99 thoughts on “Won’t somebody think of the children

  1. Hmmm…they are so against exposing children to anything even tangentially sodomy related that they took a picture of cute, innocent children and wrote the word “Sodomy” in giant letters right next to them. Then printed a up a whole bunch of copies. :-p

    1. That was my reaction too. American Christians object to a child on billboard about atheism, but this is OK.

      It reminds me very much of the Seventh Day Adventist cover story pretty much canonizing all the children who died because of their sick religion.

    1. A whole lot of grunting and groaning I should imagine. Basically the same as hetero rumpy-pumpy, but far more evil, obviously.

          1. Possibly. Still, it’s an interesting idea. Maybe I’ll make a PhD project of it.

          2. Well, ‘cello, Ben!

            (I may revisit this thread in the morning and realize my contributions barely qualify as amusing, but with a could of glasses of wine in me I’ve got a serious case of the chuckles.)

          3. These puns are getting increasingly forced. I don’t think I can baritone more minute.

          4. Funny! Our Guyanese friends, whom we had dinner with last night, were telling us about hearing the original at a NY’s Eve party. All about the Bass (not the treble), with plenty of double entendres. I had/have never heard it.

          5. PPP think I had heard it but didn’t think about it until I saw the Team Unicorn parody.

    2. Great, now I’m thinking about how sodomy sounds.

      Evidently from the picture, it sounds like a church bell ringing. Oh, the irony. 🙂

      I say the JREF poses a challenge to the Irish RCC. They can listen to the wedding bells from 20 weddings 5-10 of which will be gay weddings. If they can identify which weddings are gay and which are straight based on the bell ringing, getting all 20 weddings correct, we’ll acknowledge there may be something to their “sounds of sodomy” complaint.

  2. Immediately, I thought of Ross Perot and his opposition to NAFTA, in which he warned of a “giant sucking sound” draining U.S. jobs.

    1. Right. Why don’t they also print posters asking whether children should be exposed to the sounds (and pain) of children being raped by priests?

      Maybe they don’t find it necessary to do that because, as Hitch once stated and quoted the Pontiff in a debate, children have already received that “pastoral loving care.”

      1. Until the Church hands over all its records on priestly rape to the relevant police with jurisdictional authority, Catholics especially have no moral high ground whatsoever to argue from.

        After the Church stops sheltering the child rapists in its ranks, we can discuss what it would take for them to regain something resembling moral respectability. But until then? Not a prayer.

        b&

        1. In-fucking-deed.

          The claim that believing in (a) god reliably produces better behavior than not believing is borne out by ZERO religions, current or historic.

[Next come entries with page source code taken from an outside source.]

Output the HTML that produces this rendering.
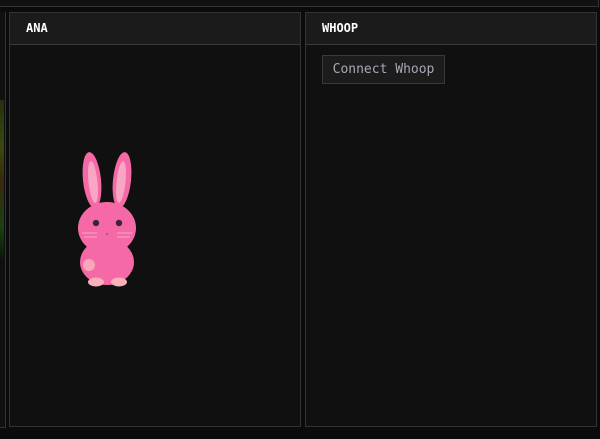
<!DOCTYPE html>
<html><head><style>
body{margin:0;width:600px;height:439px;background:#0b0b0b;position:relative;overflow:hidden;font-family:"DejaVu Sans Mono","Liberation Mono",monospace}
.top{position:absolute;left:0;top:0;width:598px;height:6px;border-bottom:1px solid #333;border-right:1px solid #333;background:#111}
.panel{position:absolute;top:12px;height:415px;background:#101010;border:1px solid #333;box-sizing:border-box}
.hd{height:32px;background:#1b1b1b;border-bottom:1px solid #3a3a3a;box-sizing:border-box;color:#fff;font-weight:bold;font-size:12px;line-height:31px;padding-left:16px}
.btn{position:absolute;left:16px;top:42px;width:123px;height:29px;box-sizing:border-box;border:1px solid #3a3a3a;background:#1c1c1c;color:#a8a8b8;font-size:13px;line-height:27px;text-align:center}
</style></head><body>
<div class="top"></div>
<div style="position:absolute;left:0;top:12px;width:5px;height:415px;background:#101010;border-right:1px solid #333;border-bottom:1px solid #333"></div>
<div style="position:absolute;left:0;top:100px;width:4px;height:160px;background:linear-gradient(#263010,#3a4a10 30%,#3a2810 50%,#1c4010 80%,#0a140a)"></div>
<div class="panel" style="left:9px;width:292px"><div class="hd">ANA</div></div>
<div class="panel" style="left:305px;width:292px"><div class="hd">WHOOP</div><div class="btn">Connect Whoop</div></div>
<svg style="position:absolute;left:70px;top:145px" width="80" height="150" viewBox="70 145 80 150">
<ellipse cx="92" cy="180" rx="9" ry="28" fill="#f56aa6" transform="rotate(-6 92 180)"/>
<ellipse cx="122" cy="180" rx="9" ry="28" fill="#f56aa6" transform="rotate(6 122 180)"/>
<ellipse cx="93" cy="182" rx="4.5" ry="21" fill="#f9a6c4" transform="rotate(-6 93 182)"/>
<ellipse cx="121" cy="182" rx="4.5" ry="21" fill="#f9a6c4" transform="rotate(6 121 182)"/>
<ellipse cx="107" cy="262" rx="27" ry="23" fill="#f56aa6"/>
<ellipse cx="107" cy="228" rx="29" ry="26" fill="#f56aa6"/>
<circle cx="89" cy="265" r="6" fill="#f9a6b8"/>
<ellipse cx="96" cy="282" rx="8" ry="4.5" fill="#f9b0b8"/>
<ellipse cx="119" cy="282" rx="8" ry="4.5" fill="#f9b0b8"/>
<circle cx="96" cy="223" r="3.2" fill="#3a2440"/><circle cx="119" cy="223" r="3.2" fill="#3a2440"/>
<path d="M82 233h15M84 237h13M117 233h15M117 237h13" stroke="#f9a6c4" stroke-width="1"/>
<circle cx="107" cy="234" r="1.2" fill="#d04888"/>
</svg>
</body></html>
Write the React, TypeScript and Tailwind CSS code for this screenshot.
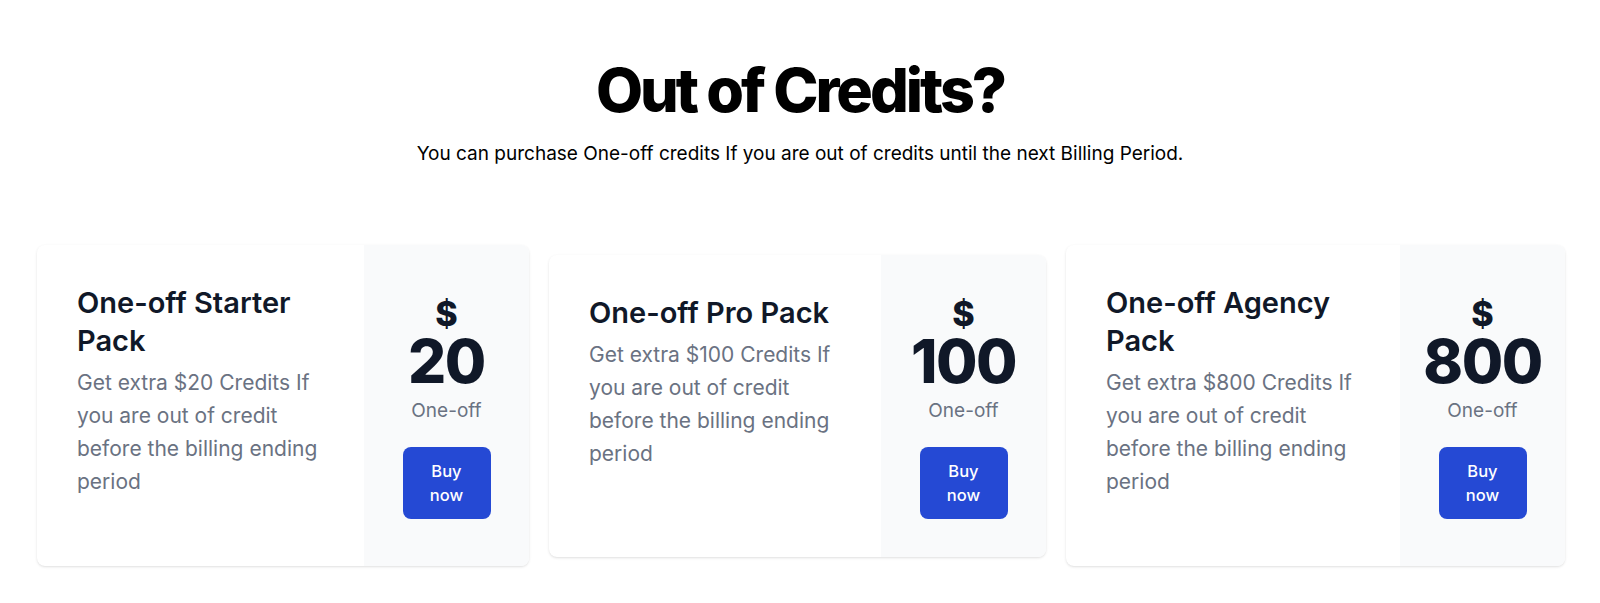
import React from 'react';

type Pack = {
  name: string;
  price: number;
  width: string;
};

const packs: Pack[] = [
  { name: 'One-off Starter Pack', price: 20, width: 'w-[492px]' },
  { name: 'One-off Pro Pack', price: 100, width: 'w-[497px]' },
  { name: 'One-off Agency Pack', price: 800, width: 'w-[499px]' },
];

function PackCard({ pack }: { pack: Pack }) {
  return (
    <div className={`${pack.width} flex overflow-hidden rounded-lg bg-white shadow-[0_1px_3px_0_rgba(0,0,0,0.1),0_1px_2px_-1px_rgba(0,0,0,0.1)]`}>
      {/* Description */}
      <div className="flex-1 px-10 pt-[39px] pb-[68px]">
        <h3 className="text-[29px] leading-[38px] font-semibold text-gray-900">{pack.name}</h3>
        <p className="mt-1.5 text-[21px] leading-[33px] text-gray-500">
          Get extra ${pack.price} Credits If you are out of credit before the billing ending period
        </p>
      </div>

      {/* Price */}
      <div className="w-[165px] shrink-0 bg-gray-50 py-[38px] flex flex-col items-center justify-center text-center">
        <span className="text-[34px] leading-9 font-extrabold text-gray-900 translate-y-[3px]">$</span>
        <span className="mt-0.5 text-6xl leading-none font-extrabold tracking-tight text-gray-900">{pack.price}</span>
        <span className="mt-1.5 text-[19px] leading-7 text-gray-500">One-off</span>
        <button className="mt-[22px] w-[88px] rounded-lg bg-[#2549d4] px-6 py-3 text-[16.5px] leading-6 font-medium text-white">
          Buy now
        </button>
      </div>
    </div>
  );
}

export default function App() {
  return (
    <div className="min-h-[603px] bg-white font-['Inter',sans-serif] pt-[60px]">
      {/* Header */}
      <div className="text-center">
        <h1 className="text-[61px] leading-none font-extrabold tracking-tighter text-black">Out of Credits?</h1>
        <p className="mt-[19px] text-[19px] leading-7 text-black">
          You can purchase One-off credits If you are out of credits until the next Billing Period.
        </p>
      </div>

      {/* Packs */}
      <div className="mt-[77px] flex items-center gap-5 pl-[37px]">
        {packs.map(p => (
          <PackCard key={p.name} pack={p} />
        ))}
      </div>
    </div>
  );
}
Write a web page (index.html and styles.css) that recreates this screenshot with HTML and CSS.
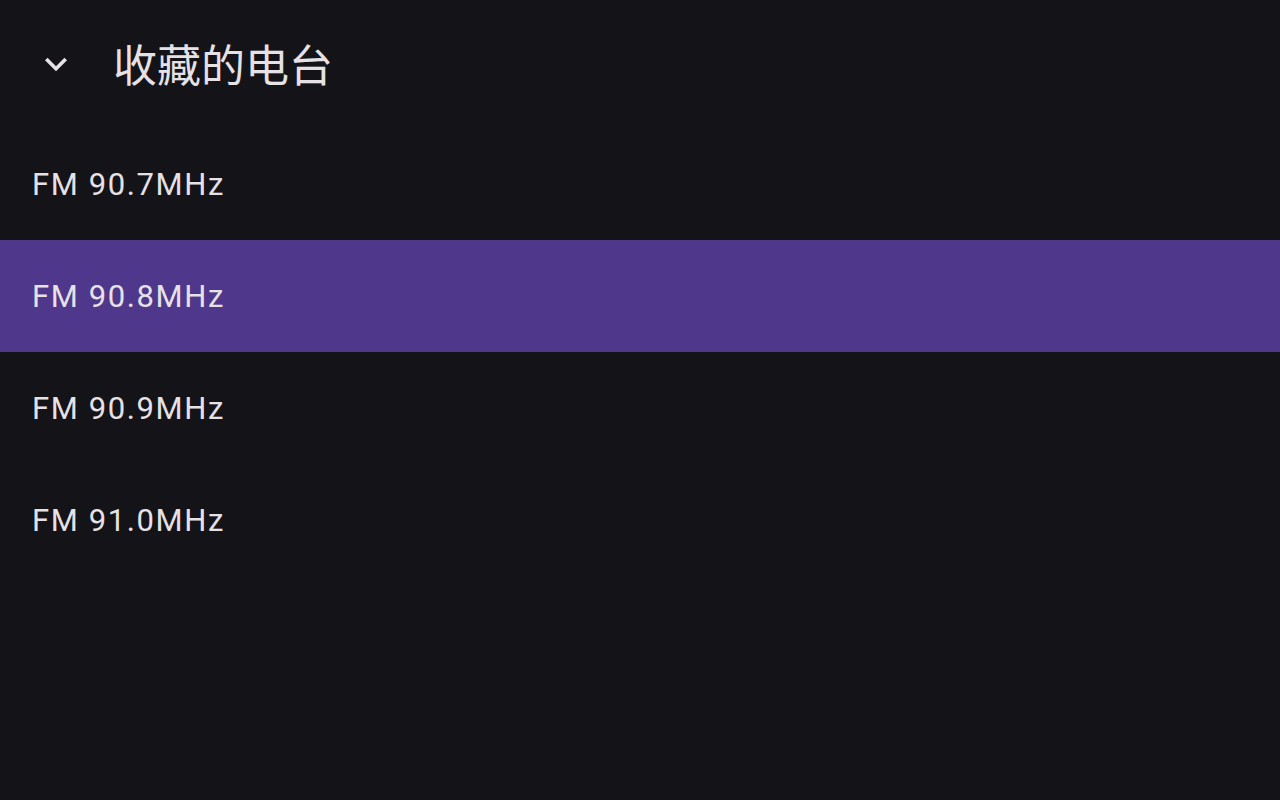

          If anything, the correlation goes the other way.

  3. How does the ‘sounds of sodomy’ differ from the sounds of ‘ordinary’ sex?

    Not only gays do it, you know.

    Would it be okay if they promised to be, well, quiet about it?

    1. That would be an interesting addition to the legislation! I wonder how they’d word that one?

      And does it apply to straights who indulge in sodomy? Are gays who don’t – are they therefore OK? I guess that’s progress!

      1. Probably they think the acts are bad for straights and gays are just really really extra bad. 🙂

        1. I tend to think that the word, “sodomy,” in the minds of Christians, just means, “any sex act I personally find icky.” Seems the thriftiest theory.

          b&

    2. I think sodomy applies to both hetero and homosexual relations – at least if the laws are to be read that way.

    3. The difference is the wailing and gnashing of teeth from christians every time an act of sodomy occurs.

      And, by the way, sodomy is any kind of sexual activity other than straight, hetero, missionary position intercourse lasting no more time than necessary (on the order of 60 seconds), and in the course of which if the man accidently enjoys himself, oh well try and do better next time, but if the woman does she is a slut.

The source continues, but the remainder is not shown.